In the ancient world, a cosmology was not regarded as factual but was primarily therapeutic; it was recited when people needed an infusion of that mysterious power that had—somehow—brought something out of primal nothingness: at a sickbed, a coronation or during a political crisis. Some cosmologies taught people how to unlock their own creativity, others made them aware of the struggle required to maintain social and political order. The Genesis creation hymn, written during the Israelites' exile in Babylonia in the 6th century BC, was a gentle polemic against Babylonian religion. Its vision of an ordered universe where everything had its place was probably consoling to a displaced people, though—as we can see in the Bible—some of the exiles preferred a more aggressive cosmology.
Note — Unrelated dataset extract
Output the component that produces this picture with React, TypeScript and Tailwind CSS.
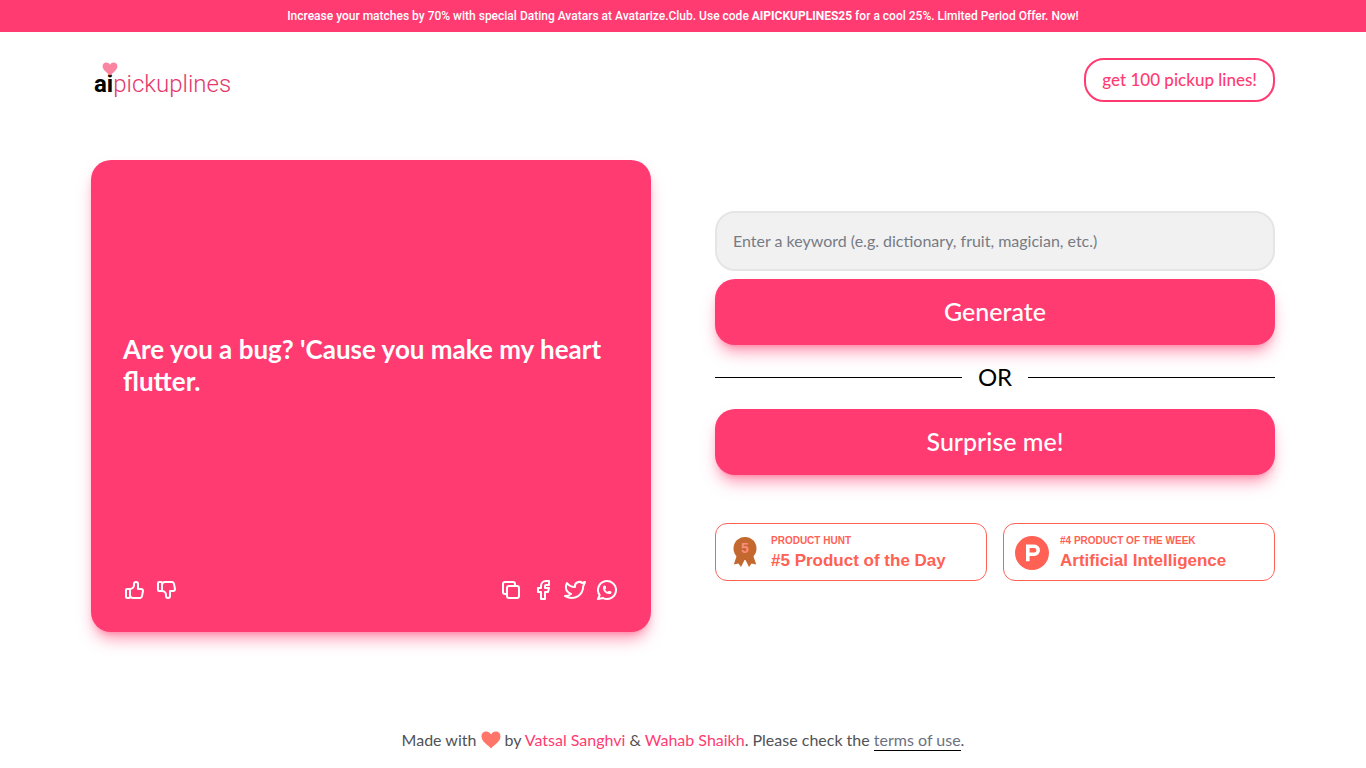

Interesting. So Karen actually says that we need it because it is comforting or helpful. But I also think that people needed a creation myth because of their limited knowledge. If myth replaces knowledge however artful the results of creativity based on that myth .... it is still myth ... not true. I wonder if it is not really a matter of allowing people a perception. Like the famous Guernica painting of Salvador Dali. no one would argue it is a truthful representation. The way it is created is ... is ugly, eggregious, hateful, appaling and yet .... beautifull in it's own right. But Guernica is no myth.
So where does a rational description of the Spanish civilwar leaves a painting as Guernica?
Lord of the ring is a phantasy story. The book and the movie are entertaining and really capable of snatching you out of this realm into a world of elfs, aardvarks, hobbits, dwarfs and a total war on unprecedented scale of good against evil, strong against frail, big against small, etc.
Where leaves a ratioanal approach to life this Tolkin phantasy?